Using profiling
The Profiling tab provides statistics and visualizations for selected fields in a dataset. You can explore dimensions and measures, view data types, refresh results, and manage cards to better understand the dataset.
Enable data profiling in Site Settings > Data > Enable Data Profiling. For more information, see Managing data-related site settings.
-
Click DATA on the main navigation bar.
The Data view appears, open on the Datasets tab.
- Find the dataset that you want to profile, either by scrolling through the list or using the search function.
-
Click the dataset you want to examine.
The dataset side navigation pane opens for the selected dataset, displaying the Dataset Detail page.
-
Click Dataset Profiling in the left navigation panel.
The Dataset Profiling view opens on the Profiling tab. This tab provides the option to select fields from the dimensions and measures of the dataset.
-
Select the fields that you want to examine and click
Explore.
Cards appear with statistics and visualizations for each selected field. If the query is running too long, you can cancel it by clicking Stop. You can rerun a query and get updated results by clicking Refresh.
The following information is shown for the selected dataset fields.
Dimension values:- Most frequent
- The string that appears the most often in the dataset, helping to identify the most common value.
- Least frequent
- The string that appears the least often in the dataset, helping to identify rare or unusual values.
- Number of Empty string
- The count of cells that contain an empty string, for example cells that are not null but contain no characters.
- Empty cells
- The number of cells that are completely empty, including both null values and empty strings.
- Record count
- The total number of records in the dataset.
- Duplicated rows
- The number of rows that are exactly identical, helping to identify redundant data. A high number of duplicates often signifies low variability in the dataset.
- Distinct count
- The number of unique values in the dataset, showing how varied the data is.
- Longest word
- The string with the highest number of characters in the dataset, providing insight into the potential size of values.
- Shortest word
- The string with the fewest number of characters, indicating the shortest data entry.
- MIN
- The minimum value in the dataset based on alphabetical order, useful for sorting or range analysis.
- MAX
- The maximum value in the dataset based on alphabetical order, helping to define the upper range of the data.
The count histogram for dimensions shows how many times each category appears, that is the number of occurrences (counts) of each category (dimension).

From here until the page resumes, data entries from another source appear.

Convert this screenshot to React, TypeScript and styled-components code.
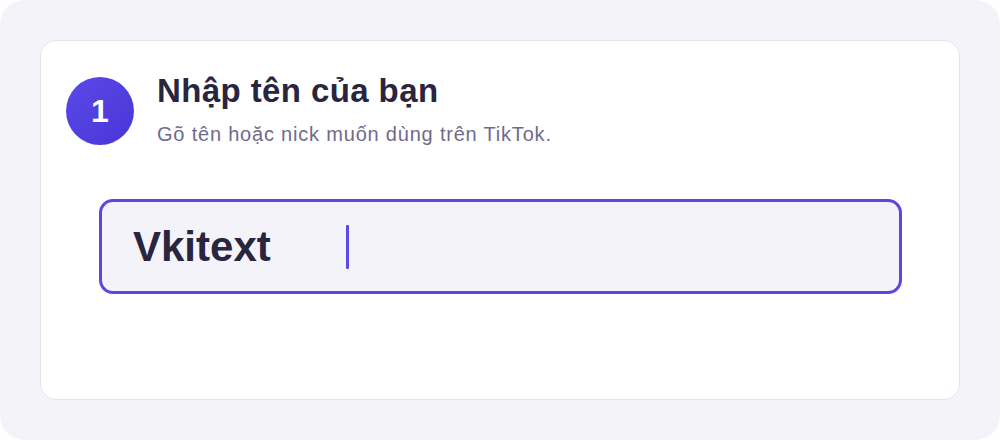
import React from "react";
import styled, { createGlobalStyle } from "styled-components";

const GlobalStyle = createGlobalStyle`
  html, body {
    margin: 0;
    padding: 0;
    background: #ffffff;
  }
  body {
    font-family: "Liberation Sans", Arial, sans-serif;
  }
`;

const Frame = styled.div`
  width: 1000px;
  height: 440px;
  box-sizing: border-box;
  padding: 40px;
  background: #f5f3fa;
  border-radius: 24px;
`;

const Card = styled.div`
  height: 100%;
  box-sizing: border-box;
  background: #ffffff;
  border: 1px solid #e6e3f0;
  border-radius: 16px;
  padding: 35px 25px;
  display: flex;
  flex-direction: column;
`;

const StepHeader = styled.div`
  display: flex;
  align-items: center;
  gap: 23px;
`;

const StepBadge = styled.div`
  width: 68px;
  height: 68px;
  flex-shrink: 0;
  border-radius: 50%;
  background: linear-gradient(135deg, #5a48e8 0%, #4a36d8 100%);
  color: #ffffff;
  font-size: 32px;
  font-weight: 700;
  display: flex;
  align-items: center;
  justify-content: center;
`;

const StepText = styled.div`
  display: flex;
  flex-direction: column;
  gap: 12px;
  margin-top: -4px;
`;

const Title = styled.h1`
  margin: 0;
  font-size: 33px;
  line-height: 38px;
  font-weight: 700;
  letter-spacing: 0.4px;
  color: #29253f;
`;

const Subtitle = styled.p`
  margin: 0;
  font-size: 20px;
  line-height: 24px;
  letter-spacing: 0.8px;
  color: #6f6b8c;
`;

const InputBox = styled.div`
  margin: 53px 0 0 33px;
  width: 803px;
  height: 95px;
  box-sizing: border-box;
  border: 3px solid #5a48e3;
  border-radius: 14px;
  background: #f4f3f9;
  display: flex;
  align-items: center;
  padding: 0 31px;
`;

const Value = styled.span`
  font-size: 42px;
  font-weight: 700;
  color: #29253f;
`;

const Caret = styled.span`
  width: 3px;
  height: 44px;
  margin-left: 75px;
  background: #5b4ae6;
  border-radius: 1px;
`;

export default function App() {
  return (
    <>
      <GlobalStyle />
      <Frame>
        <Card>
          <StepHeader>
            <StepBadge>1</StepBadge>
            <StepText>
              <Title>Nhập tên của bạn</Title>
              <Subtitle>Gõ tên hoặc nick muốn dùng trên TikTok.</Subtitle>
            </StepText>
          </StepHeader>
          <InputBox>
            <Value>Vkitext</Value>
            <Caret />
          </InputBox>
        </Card>
      </Frame>
    </>
  );
}
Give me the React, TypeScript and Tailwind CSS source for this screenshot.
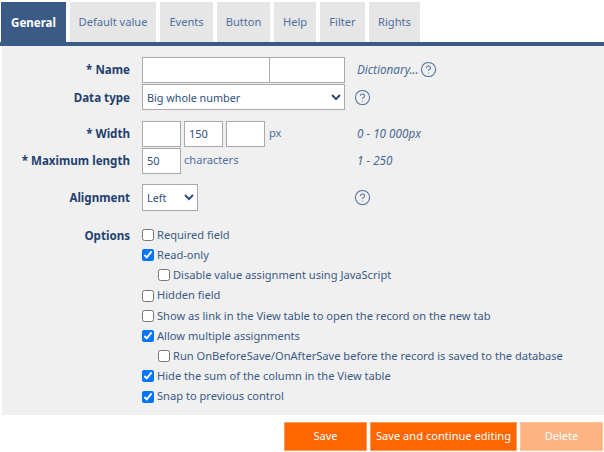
import { CircleHelp } from "lucide-react"

const tabs = [
    { name: "Default value", width: "w-[86px]" },
    { name: "Events", width: "w-[53px]" },
    { name: "Button", width: "w-[53px]" },
    { name: "Help", width: "w-[42px]" },
    { name: "Filter", width: "w-[45px]" },
    { name: "Rights", width: "w-[51px]" },
]

const options = [
    { label: "Required field", checked: false, nested: false },
    { label: "Read-only", checked: true, nested: false },
    { label: "Disable value assignment using JavaScript", checked: false, nested: true },
    { label: "Hidden field", checked: false, nested: false },
    { label: "Show as link in the View table to open the record on the new tab", checked: false, nested: false },
    { label: "Allow multiple assignments", checked: true, nested: false },
    { label: "Run OnBeforeSave/OnAfterSave before the record is saved to the database", checked: false, nested: true },
    { label: "Hide the sum of the column in the View table", checked: true, nested: false },
    { label: "Snap to previous control", checked: true, nested: false },
]

const inputClass = "h-[26px] border border-[#a9a9a9] bg-white px-[4px] text-[11px] text-[#2f4f7f] outline-none"
const selectClass = "h-[26px] border border-[#a9a9a9] bg-white text-[10.8px] text-[#2f4f7f] outline-none"

const Help = () => <CircleHelp size={17} strokeWidth={1.5} className="-ml-[3px] text-[#4f6f9f]" />

const Label = ({ text }: { text: string }) => (
    <label className="w-[128px] shrink-0 pt-px text-right text-[11.6px] font-bold text-[#1f3f6f]">{text}</label>
)

const Hint = ({ text }: { text: string }) => <span className="text-[11.7px] italic text-[#4a6a96]">{text}</span>

const App = () => {
    return (
        <div className="h-[452px] w-[604px] overflow-hidden bg-white pt-[2px] font-['Noto_Sans',sans-serif] text-[11.1px]">
            <div className="flex h-[40px] gap-[4px] pl-[1px]">
                <div className="flex w-[65px] items-center justify-center bg-[#3b5a86] pt-px text-[11.5px] font-bold text-white">General</div>
                {tabs.map((tab) => (
                    <div key={tab.name} className={`flex items-center justify-center bg-[#e6e6e6] pt-px text-[#4f6f9f] ${tab.width}`}>
                        {tab.name}
                    </div>
                ))}
            </div>
            <div className="h-[4px] bg-[#3b5a86]" />
            <div className="ml-[2px] h-[369px] bg-[#f0f0f0] pt-[11px]">
                <div className="flex h-[25px] items-center gap-[12px]">
                    <Label text="* Name" />
                    <div className="flex h-[25px] w-[203px]">
                        <input className={`${inputClass} h-[25px] w-[128px]`} />
                        <input className={`${inputClass} -ml-px h-[25px] w-[76px]`} />
                    </div>
                    <div className="flex items-center gap-[4px]">
                        <Hint text="Dictionary..." />
                        <Help />
                    </div>
                </div>
                <div className="mt-[2px] flex h-[26px] items-center gap-[12px]">
                    <Label text="Data type" />
                    <select className={`${selectClass} w-[203px]`} defaultValue="Big whole number">
                        <option>Big whole number</option>
                    </select>
                    <div className="flex items-center"><Help /></div>
                </div>
                <div className="mt-[11px] flex h-[25px] items-center gap-[12px]">
                    <Label text="* Width" />
                    <div className="flex w-[203px] items-center gap-[3px]">
                        <input className={`${inputClass} w-[39px]`} />
                        <input className={`${inputClass} w-[39px]`} defaultValue="150" />
                        <input className={`${inputClass} w-[39px]`} />
                        <span className="ml-[1px] text-[#4f6f9f]">px</span>
                    </div>
                    <div><Hint text="0 - 10 000px" /></div>
                </div>
                <div className="mt-[2px] flex h-[25px] items-center gap-[12px]">
                    <Label text="* Maximum length" />
                    <div className="flex w-[203px] items-center gap-[3px]">
                        <input className={`${inputClass} w-[39px]`} defaultValue="50" />
                        <span className="text-[#4f6f9f]">characters</span>
                    </div>
                    <div><Hint text="1 - 250" /></div>
                </div>
                <div className="mt-[11px] flex h-[27px] items-center gap-[12px]">
                    <Label text="Alignment" />
                    <div className="w-[203px]">
                        <select className={`${selectClass} h-[27px] w-[56px]`} defaultValue="Left">
                            <option>Left</option>
                        </select>
                    </div>
                    <div className="flex items-center"><Help /></div>
                </div>
                <div className="mt-[15px] flex gap-[12px]">
                    <Label text="Options" />
                    <div className="mt-px flex flex-col gap-[4px]">
                        {options.map((option) => (
                            <label key={option.label} className={`flex h-[16.2px] items-center gap-[3px] text-[#3b5a86] ${option.nested ? "ml-[16px]" : ""}`}>
                                <input type="checkbox" defaultChecked={option.checked} className="m-0 size-[12px]" />
                                <span className="whitespace-nowrap">{option.label}</span>
                            </label>
                        ))}
                    </div>
                </div>
            </div>
            <div className="mt-[7px] flex justify-end gap-[3px] pr-[1px]">
                <button className="h-[29px] w-[83px] border border-[#ff9a5c] bg-[#ff6600] text-white">Save</button>
                <button className="h-[29px] w-[147px] whitespace-nowrap border border-[#ff9a5c] bg-[#ff6600] text-white">Save and continue editing</button>
                <button className="h-[29px] w-[83px] border border-[#ffc39c] bg-[#ffb380] text-white">Delete</button>
            </div>
        </div>
    )
}

export default App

This visualization is useful for understanding the quality, distribution, and structure of your dataset.
Measure values:- MIN
- The smallest numeric value in the dataset, showing the lower bound of your data.
- MAX
- The largest numeric value in the dataset, showing the upper bound of your data.
- Avg (Average)
- The sum of all numeric values divided by the total number of records, giving an overall sense of the central value.
- Standard Dev
- Standard deviation that shows how spread out the numbers are in the dataset. A higher value indicates more variability in the data and a lower value indicates that the data points are closer to the average.
- Number of Zeroes
- The count of records where the value is exactly zero, indicating gaps or null-equivalents in the data.
- Empty cells
- The number of cells that are completely empty, including both null values and missing values.
- Record count
- The total number of records in the dataset.
- Duplicated rows
- The number of rows where all values are identical, helping to identify redundant data. A high number of duplicates often signifies low variability in the dataset.
- Distinct count
- The number of unique values in the dataset, showing how varied the data is.
- Most frequent
- The numeric value that appears the most often in the dataset, helping to identify the most common value.
- Least frequent
- The numeric value that appears the least often in the dataset, helping to identify rare or unusual values.